Exercise
Determine how many lines of the entries contain "this". Reply with that number alone.

Records supplied

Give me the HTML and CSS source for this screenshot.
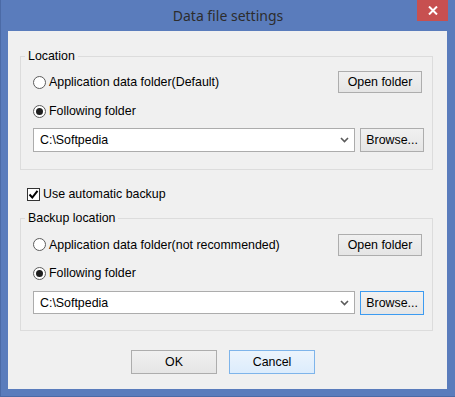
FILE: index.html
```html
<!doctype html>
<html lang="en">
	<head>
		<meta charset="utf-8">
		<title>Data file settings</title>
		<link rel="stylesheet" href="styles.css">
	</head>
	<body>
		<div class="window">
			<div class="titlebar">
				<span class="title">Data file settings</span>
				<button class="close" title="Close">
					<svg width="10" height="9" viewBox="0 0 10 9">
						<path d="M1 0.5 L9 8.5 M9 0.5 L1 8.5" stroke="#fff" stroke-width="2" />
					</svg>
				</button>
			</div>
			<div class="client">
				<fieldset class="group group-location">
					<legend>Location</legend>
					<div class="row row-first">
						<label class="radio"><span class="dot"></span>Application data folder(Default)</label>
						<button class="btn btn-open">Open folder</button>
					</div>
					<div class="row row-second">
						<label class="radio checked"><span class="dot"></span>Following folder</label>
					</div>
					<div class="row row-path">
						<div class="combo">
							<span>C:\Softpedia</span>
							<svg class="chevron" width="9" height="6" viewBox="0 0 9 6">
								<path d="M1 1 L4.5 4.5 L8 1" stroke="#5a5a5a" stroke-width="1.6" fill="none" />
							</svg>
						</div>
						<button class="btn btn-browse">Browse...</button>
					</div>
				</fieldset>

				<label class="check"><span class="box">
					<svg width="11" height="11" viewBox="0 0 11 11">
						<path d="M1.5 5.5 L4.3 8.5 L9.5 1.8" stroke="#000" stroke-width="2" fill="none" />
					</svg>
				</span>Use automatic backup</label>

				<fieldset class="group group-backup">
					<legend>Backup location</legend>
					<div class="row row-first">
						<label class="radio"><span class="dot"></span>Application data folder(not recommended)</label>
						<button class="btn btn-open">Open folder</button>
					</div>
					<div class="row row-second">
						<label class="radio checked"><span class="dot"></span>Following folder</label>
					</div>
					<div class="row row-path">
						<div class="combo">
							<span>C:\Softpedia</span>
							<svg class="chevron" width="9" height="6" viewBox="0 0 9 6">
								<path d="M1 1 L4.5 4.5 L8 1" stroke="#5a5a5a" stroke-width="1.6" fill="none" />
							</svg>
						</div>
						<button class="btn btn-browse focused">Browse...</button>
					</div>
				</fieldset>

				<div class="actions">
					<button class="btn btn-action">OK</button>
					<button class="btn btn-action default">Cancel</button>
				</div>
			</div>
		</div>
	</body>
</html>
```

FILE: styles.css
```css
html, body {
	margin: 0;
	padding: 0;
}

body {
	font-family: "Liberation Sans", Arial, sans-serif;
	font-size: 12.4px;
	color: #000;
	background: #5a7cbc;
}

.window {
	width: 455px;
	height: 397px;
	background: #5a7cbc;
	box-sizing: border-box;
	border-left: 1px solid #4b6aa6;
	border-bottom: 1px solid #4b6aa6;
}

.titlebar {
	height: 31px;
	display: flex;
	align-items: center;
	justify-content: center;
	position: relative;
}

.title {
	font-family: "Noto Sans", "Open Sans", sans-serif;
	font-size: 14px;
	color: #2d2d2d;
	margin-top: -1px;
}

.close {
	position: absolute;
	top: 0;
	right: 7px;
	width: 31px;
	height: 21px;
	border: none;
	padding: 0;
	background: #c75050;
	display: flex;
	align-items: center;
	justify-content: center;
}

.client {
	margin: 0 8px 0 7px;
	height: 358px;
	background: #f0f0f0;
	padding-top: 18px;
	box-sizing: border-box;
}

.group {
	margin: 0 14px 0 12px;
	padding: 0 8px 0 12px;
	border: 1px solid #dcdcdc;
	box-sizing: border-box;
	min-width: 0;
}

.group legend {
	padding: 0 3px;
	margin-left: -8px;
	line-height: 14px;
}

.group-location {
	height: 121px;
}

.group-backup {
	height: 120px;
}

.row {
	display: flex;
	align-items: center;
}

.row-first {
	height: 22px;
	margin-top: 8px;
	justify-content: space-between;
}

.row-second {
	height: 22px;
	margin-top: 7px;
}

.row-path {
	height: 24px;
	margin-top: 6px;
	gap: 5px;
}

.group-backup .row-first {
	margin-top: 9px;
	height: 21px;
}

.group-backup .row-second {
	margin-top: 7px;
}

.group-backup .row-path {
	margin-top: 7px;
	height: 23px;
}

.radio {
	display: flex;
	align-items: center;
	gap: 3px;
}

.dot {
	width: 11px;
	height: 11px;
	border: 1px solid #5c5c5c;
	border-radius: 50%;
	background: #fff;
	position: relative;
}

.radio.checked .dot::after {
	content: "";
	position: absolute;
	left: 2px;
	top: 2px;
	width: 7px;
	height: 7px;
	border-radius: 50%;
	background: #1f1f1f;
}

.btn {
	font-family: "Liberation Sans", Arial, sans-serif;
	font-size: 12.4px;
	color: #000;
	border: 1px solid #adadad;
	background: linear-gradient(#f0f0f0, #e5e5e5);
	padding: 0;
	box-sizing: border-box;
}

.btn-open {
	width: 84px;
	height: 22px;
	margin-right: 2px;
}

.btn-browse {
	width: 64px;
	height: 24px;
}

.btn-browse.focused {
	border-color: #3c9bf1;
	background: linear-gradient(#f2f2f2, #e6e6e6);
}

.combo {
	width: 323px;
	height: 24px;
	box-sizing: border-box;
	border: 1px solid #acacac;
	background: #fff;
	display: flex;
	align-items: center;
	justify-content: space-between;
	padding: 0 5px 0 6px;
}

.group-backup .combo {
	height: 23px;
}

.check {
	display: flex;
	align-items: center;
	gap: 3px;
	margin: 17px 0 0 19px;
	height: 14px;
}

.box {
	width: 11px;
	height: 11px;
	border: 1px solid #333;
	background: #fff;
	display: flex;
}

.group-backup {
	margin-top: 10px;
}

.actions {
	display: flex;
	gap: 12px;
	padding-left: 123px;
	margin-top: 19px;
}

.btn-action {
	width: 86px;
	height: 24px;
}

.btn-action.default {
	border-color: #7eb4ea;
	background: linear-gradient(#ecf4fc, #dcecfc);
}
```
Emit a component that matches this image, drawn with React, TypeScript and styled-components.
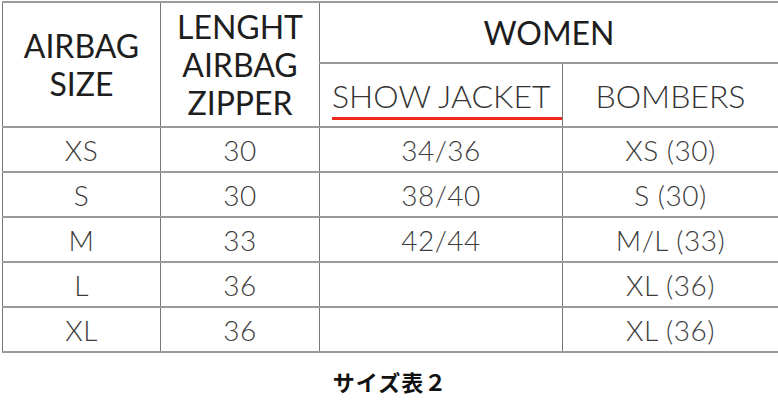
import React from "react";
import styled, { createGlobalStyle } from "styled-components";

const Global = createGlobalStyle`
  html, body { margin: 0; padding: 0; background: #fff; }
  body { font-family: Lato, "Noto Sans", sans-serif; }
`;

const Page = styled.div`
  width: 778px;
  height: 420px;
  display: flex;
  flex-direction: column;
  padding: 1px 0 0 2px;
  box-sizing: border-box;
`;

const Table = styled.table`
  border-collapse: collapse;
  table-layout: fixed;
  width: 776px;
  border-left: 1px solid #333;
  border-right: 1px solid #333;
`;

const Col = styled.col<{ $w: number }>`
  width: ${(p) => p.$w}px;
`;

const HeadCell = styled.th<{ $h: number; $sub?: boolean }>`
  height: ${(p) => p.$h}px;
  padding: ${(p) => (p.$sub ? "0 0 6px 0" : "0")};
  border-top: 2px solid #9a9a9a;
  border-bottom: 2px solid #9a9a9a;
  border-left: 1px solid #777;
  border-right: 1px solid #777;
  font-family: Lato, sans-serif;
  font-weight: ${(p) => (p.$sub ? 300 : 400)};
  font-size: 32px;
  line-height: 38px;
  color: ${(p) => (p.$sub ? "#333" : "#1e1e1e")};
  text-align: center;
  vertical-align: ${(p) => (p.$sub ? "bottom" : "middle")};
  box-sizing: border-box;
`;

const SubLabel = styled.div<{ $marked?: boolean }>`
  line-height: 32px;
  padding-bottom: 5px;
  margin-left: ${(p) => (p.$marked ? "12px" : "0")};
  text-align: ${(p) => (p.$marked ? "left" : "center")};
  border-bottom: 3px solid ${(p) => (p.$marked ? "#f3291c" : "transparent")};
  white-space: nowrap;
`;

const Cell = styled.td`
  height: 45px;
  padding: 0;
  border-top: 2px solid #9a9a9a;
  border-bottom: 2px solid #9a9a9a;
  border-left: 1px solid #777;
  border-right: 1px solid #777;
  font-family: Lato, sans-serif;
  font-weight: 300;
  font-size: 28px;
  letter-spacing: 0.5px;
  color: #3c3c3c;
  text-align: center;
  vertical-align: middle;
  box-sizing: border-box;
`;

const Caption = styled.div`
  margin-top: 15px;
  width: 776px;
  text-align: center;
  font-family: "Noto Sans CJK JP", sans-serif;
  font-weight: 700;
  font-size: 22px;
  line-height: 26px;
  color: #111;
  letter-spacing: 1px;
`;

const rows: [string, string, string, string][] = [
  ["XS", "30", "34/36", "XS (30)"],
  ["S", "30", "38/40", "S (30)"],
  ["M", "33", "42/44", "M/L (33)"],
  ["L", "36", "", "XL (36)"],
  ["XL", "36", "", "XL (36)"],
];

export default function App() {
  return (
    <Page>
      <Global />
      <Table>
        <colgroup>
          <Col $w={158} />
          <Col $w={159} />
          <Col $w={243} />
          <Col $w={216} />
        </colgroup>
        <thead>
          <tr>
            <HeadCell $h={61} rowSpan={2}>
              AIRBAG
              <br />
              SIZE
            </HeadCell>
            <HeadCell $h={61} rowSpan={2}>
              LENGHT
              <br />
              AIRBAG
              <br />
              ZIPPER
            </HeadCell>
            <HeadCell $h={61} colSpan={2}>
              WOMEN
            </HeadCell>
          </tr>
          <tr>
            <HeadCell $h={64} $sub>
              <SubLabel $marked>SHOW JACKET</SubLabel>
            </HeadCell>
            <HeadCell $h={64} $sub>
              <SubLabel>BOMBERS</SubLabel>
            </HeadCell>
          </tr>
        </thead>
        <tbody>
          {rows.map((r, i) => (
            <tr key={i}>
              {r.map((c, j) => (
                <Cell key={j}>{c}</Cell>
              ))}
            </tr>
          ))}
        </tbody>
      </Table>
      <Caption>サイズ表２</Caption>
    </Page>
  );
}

Output of the exercise
2